Friday, April 17, 2009

All Butter Pie Crust

adapted from Simply Recipes

This creates one pie crust. If you need a top and a bottom, double the recipe. This crust is great and flaky, so much better than store bought.

1 1/4 cup Flour
1/2 cup butter, cut into 1/2 inch cubes
1/2 tsp Salt
1/2 tsp Sugar (increase to 1 1/2 tsp for a sweet recipe)
2-4 Tbsp Ice Water

1. Cut the butter into 1/2 inch cubes, and place into the freezer for about 15 minutes, or until thoroughly chilled

2. Combine flour, salt and sugar until mixed. Then add butter, and mix roughly, until just combined and clumpy. Then add the ice water one Tbsp at a time until the dough begins to stick together. Take care not to over mix. You want to have small irregular chunks of butter scattered about the crust because that is what makes it flaky. Then gently form it into a ball (or multiple balls if you have doubled the recipe) sprinkle it with flour, wrap it with plastic, and put it in the fridge for at least one hour.

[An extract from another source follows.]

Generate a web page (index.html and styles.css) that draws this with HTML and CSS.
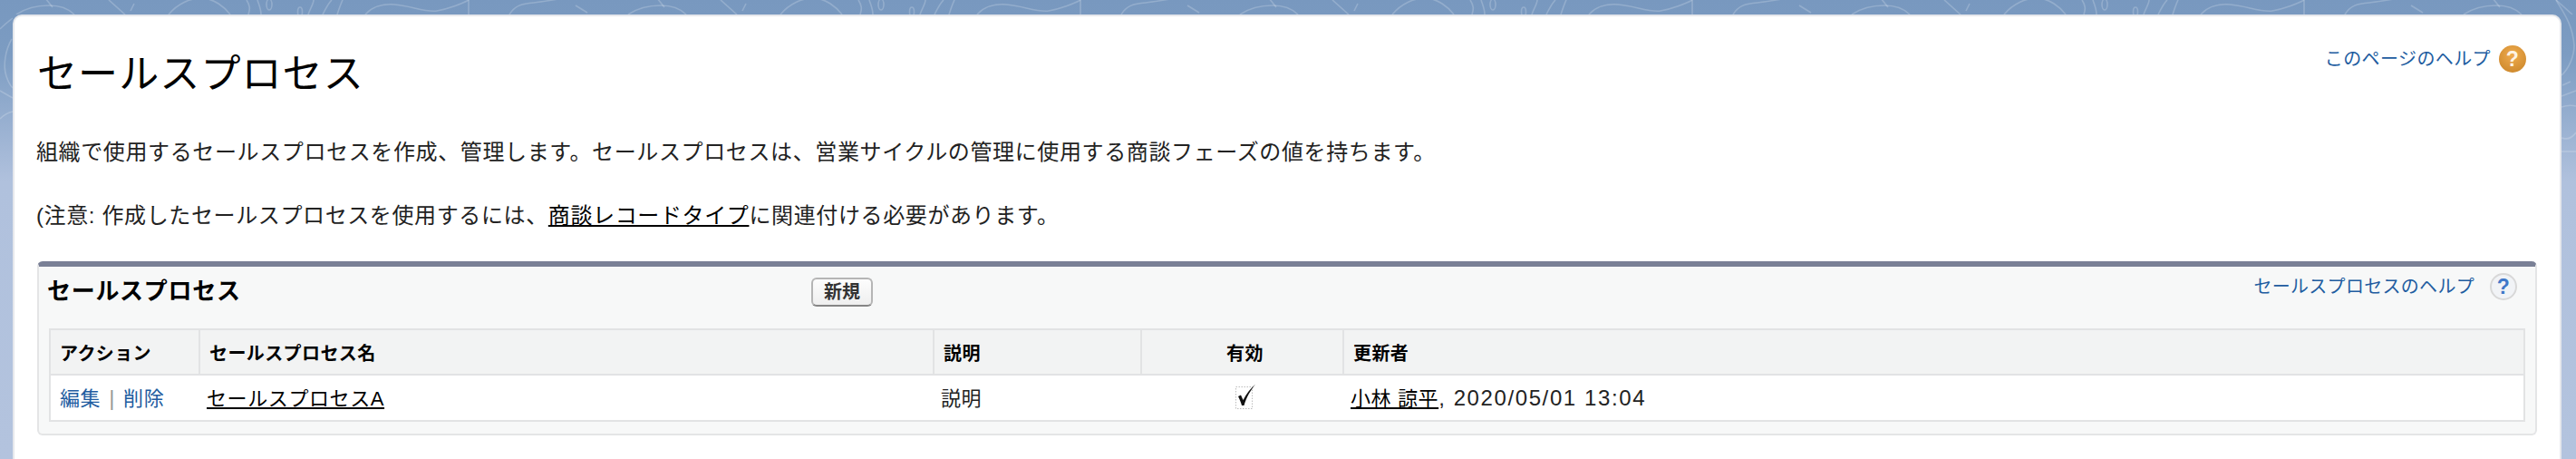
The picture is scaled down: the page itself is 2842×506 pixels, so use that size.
FILE: index.html
```html
<!DOCTYPE html>
<html lang="ja">
<head>
<meta charset="utf-8">
<title>セールスプロセス</title>
<link rel="stylesheet" href="styles.css">
</head>
<body>
<svg class="backdrop" viewBox="0 0 2842 506" aria-hidden="true">
  <defs>
    <pattern id="swirl" patternUnits="userSpaceOnUse" x="0" y="0" width="675" height="16">
      <g fill="none" stroke="#ffffff" stroke-opacity=".2" stroke-width="1.6">
        <path d="M18 16C30 8 42 6 54 6C66 6 76 10 82 16"/>
        <path d="M50 -2L58 8M120 0L138 16M148 4L144 12"/>
        <path d="M186 16C196 4 210 -2 222 -2C236 -2 248 8 254 16"/>
        <path d="M272 0C276 6 276 10 274 16M284 0C286 6 288 10 288 16"/>
        <ellipse cx="297" cy="5" rx="3" ry="6"/>
        <ellipse cx="331" cy="13" rx="2.5" ry="5"/>
        <path d="M340 16C342 10 346 4 346 0M356 16C360 8 362 4 366 0M372 16C374 10 376 4 378 0"/>
        <path d="M403 16C410 8 422 4 435 5C452 6 470 14 482 12C494 10 510 4 517 0"/>
        <path d="M517 0V16"/>
        <path d="M562 16C568 6 576 4 589 3C600 2 608 0 616 -1"/>
        <path d="M635 6L648 14"/>
      </g>
    </pattern>
  </defs>
  <rect x="0" y="0" width="2842" height="16" fill="url(#swirl)"/>
  <g fill="none" stroke="#ffffff" stroke-opacity=".2" stroke-width="1.6">
    <path d="M0 32C5 27 9 24 14 20"/>
    <path d="M13 43C6 55 3 72 7 84C9 90 11 94 14 97"/>
    <path d="M0 100L14 108"/>
    <path d="M0 131C4 127 9 124 14 123"/>
    <path d="M2820 0C2828 14 2838 26 2840 50C2840 62 2834 76 2826 83"/>
    <path d="M2827 94L2836 90"/>
    <path d="M2826 106L2842 100"/>
    <path d="M2826 118C2832 116 2838 116 2842 117"/>
    <path d="M2826 152C2832 154 2838 152 2842 146"/>
    <path d="M2826 167H2842"/>
  </g>
</svg>
<main class="card">
  <header class="page-head">
    <h1 class="page-title">セールスプロセス</h1>
    <a class="page-help">このページのヘルプ
      <svg class="help-icon" viewBox="0 0 30 30" aria-hidden="true">
        <defs>
          <radialGradient id="orange" cx="50%" cy="35%" r="65%">
            <stop offset="0" stop-color="#f0ac4e"/>
            <stop offset="1" stop-color="#cf8a2e"/>
          </radialGradient>
        </defs>
        <circle cx="15" cy="15" r="15" fill="url(#orange)"/>
        <text x="15" y="23" text-anchor="middle" class="help-mark help-mark-white">?</text>
      </svg>
    </a>
  </header>
  <p class="intro">組織で使用するセールスプロセスを作成、管理します。セールスプロセスは、営業サイクルの管理に使用する商談フェーズの値を持ちます。</p>
  <p class="note">(注意: 作成したセールスプロセスを使用するには、<a class="plain-link">商談レコードタイプ</a>に関連付ける必要があります。</p>
  <section class="panel">
    <div class="panel-head">
      <h2 class="panel-title">セールスプロセス</h2>
      <button class="btn" type="button">新規</button>
      <a class="panel-help">セールスプロセスのヘルプ
        <svg class="help-icon" viewBox="0 0 30 30" aria-hidden="true">
          <circle cx="15" cy="15" r="14" fill="#f1f3f6" stroke="#d8d8d8" stroke-width="2"/>
          <text x="15" y="23" text-anchor="middle" class="help-mark help-mark-blue">?</text>
        </svg>
      </a>
    </div>
    <table class="list">
      <colgroup>
        <col class="c-action"><col class="c-name"><col class="c-desc"><col class="c-active"><col>
      </colgroup>
      <thead>
        <tr>
          <th>アクション</th>
          <th>セールスプロセス名</th>
          <th>説明</th>
          <th class="center">有効</th>
          <th>更新者</th>
        </tr>
      </thead>
      <tbody>
        <tr>
          <td class="cell-action"><a class="action">編集</a><span class="sep">|</span><a class="action">削除</a></td>
          <td><a class="plain-link">セールスプロセスA</a></td>
          <td>説明</td>
          <td class="center">
            <svg class="check" viewBox="0 0 24 29" aria-hidden="true">
              <rect x="1.5" y="4.5" width="18" height="24" fill="none" stroke="#bdbdbd" stroke-dasharray="1.5 1.5"/>
              <path d="M4 15L7 13.5L9.5 19C13 12 18 6 23 1.5C18 8 13 16 10.5 25H8C7 21 5.5 18 4 15Z" fill="#111"/>
            </svg>
          </td>
          <td><a class="plain-link">小林 諒平</a><span class="stamp">, 2020/05/01 13:04</span></td>
        </tr>
      </tbody>
    </table>
  </section>
</main>
</body>
</html>
```

FILE: styles.css
```css
* { box-sizing: border-box; }
html, body { margin: 0; height: 506px; overflow: hidden; }
body {
  position: relative;
  padding: 16px 16px 0 14px;
  background: linear-gradient(180deg, #7898bf 0, #7c9cc2 60px, #b0c1dd 200px, #b3c3de 100%);
  font-family: "Liberation Sans", "Noto Sans CJK JP", sans-serif;
  color: #222;
}
.backdrop { position: absolute; left: 0; top: 0; width: 2842px; height: 506px; }
.card {
  position: relative;
  height: 490px;
  padding: 0 25px 0 25px;
  background: #fff;
  border: 2px solid #e6e8ec;
  border-bottom: 0;
  border-radius: 10px 10px 0 0;
}
.page-head { display: flex; justify-content: space-between; align-items: flex-start; margin-left: 0; }
.page-title {
  margin: 34px 0 0 0;
  font-size: 44px;
  line-height: 60px;
  font-weight: 400;
  letter-spacing: 1.1px;
  color: #000;
}
.page-help {
  display: flex;
  align-items: center;
  gap: 9px;
  margin: 32px 12px 0 0;
  font-size: 20px;
  line-height: 30px;
  letter-spacing: .4px;
  color: #215ca0;
}
.panel-help {
  display: flex;
  align-items: center;
  gap: 17px;
  margin: 7px 20px 0 auto;
  font-size: 20px;
  line-height: 30px;
  letter-spacing: .3px;
  color: #215ca0;
}
.help-icon { display: block; width: 30px; height: 30px; flex: none; }
.help-mark { font-family: "Liberation Sans", sans-serif; font-weight: 700; font-size: 23px; }
.help-mark-white { fill: #fdf3e4; }
.help-mark-blue { fill: #3f78c8; }
.intro, .note { margin: 0 0 0 -1px; font-size: 24px; line-height: 36px; letter-spacing: .62px; color: #222; }
.intro { margin-top: 38px; }
.note { margin-top: 34px; }
.plain-link { color: #000; text-decoration: underline; }
.panel {
  margin-top: 32px;
  height: 192px;
  background: #f7f8f8;
  border: 2px solid #e4e5e6;
  border-top: 6px solid #7a8096;
  border-radius: 6px;
}
.panel-head { display: flex; align-items: flex-start; height: 68px; padding-left: 9px; }
.panel-title {
  width: 843px;
  flex: none;
  margin: 9px 0 0;
  font-size: 26px;
  line-height: 36px;
  font-weight: 700;
  letter-spacing: .7px;
  color: #000;
}
.btn {
  margin-top: 12px;
  width: 68px;
  height: 32px;
  padding: 0;
  background: linear-gradient(180deg, #fdfdfd, #efefef);
  border: 2px solid #b5b5b5;
  border-bottom-color: #858585;
  border-radius: 6px;
  font-family: inherit;
  font-size: 20px;
  font-weight: 700;
  line-height: 26px;
  color: #333;
}
.list {
  width: 2732px;
  margin-left: 11px;
  border-collapse: collapse;
  table-layout: fixed;
  background: #fff;
  border: 2px solid #e2e3e4;
}
.c-action { width: 165px; }
.c-name { width: 810px; }
.c-desc { width: 229px; }
.c-active { width: 223px; }
.list th {
  height: 50px;
  padding: 0 0 0 10px;
  background: #f2f3f3;
  border: 2px solid #e2e3e4;
  border-width: 0 2px 2px 0;
  text-align: left;
  font-size: 20px;
  font-weight: 700;
  letter-spacing: .4px;
  color: #000;
}
.list td {
  height: 51px;
  padding: 0 0 4px 8px;
  font-size: 22px;
  letter-spacing: .6px;
  color: #222;
  vertical-align: middle;
}
.list .cell-action { padding-left: 10px; }
.list .center { text-align: center; padding-left: 6px; }
.action { color: #215ca0; }
.sep { margin: 0 9px; color: #999; font-size: 24px; }
.stamp { font-size: 24px; letter-spacing: 1.6px; }
.check { display: inline-block; width: 24px; height: 29px; vertical-align: middle; }
```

3. Pull it out and roll it to on a lightly floured surface to about 1/8 of an inch thick. Carefully place it into a 9-inch pie plate, pressing it down so that it lines the bottom and sides, and trim around the edges.

**If you want to prebake your crust (a good idea for fruit or juicy pies), put pie weights on the bottom of the crust and bake for 15-20 minutes at 350 (176 C)

4. Add pie filling, add the other crust on top (if needed) and pinch the two together around the edges using your fingers or a fork. Pierce the top pie crust several times so the steam can escape.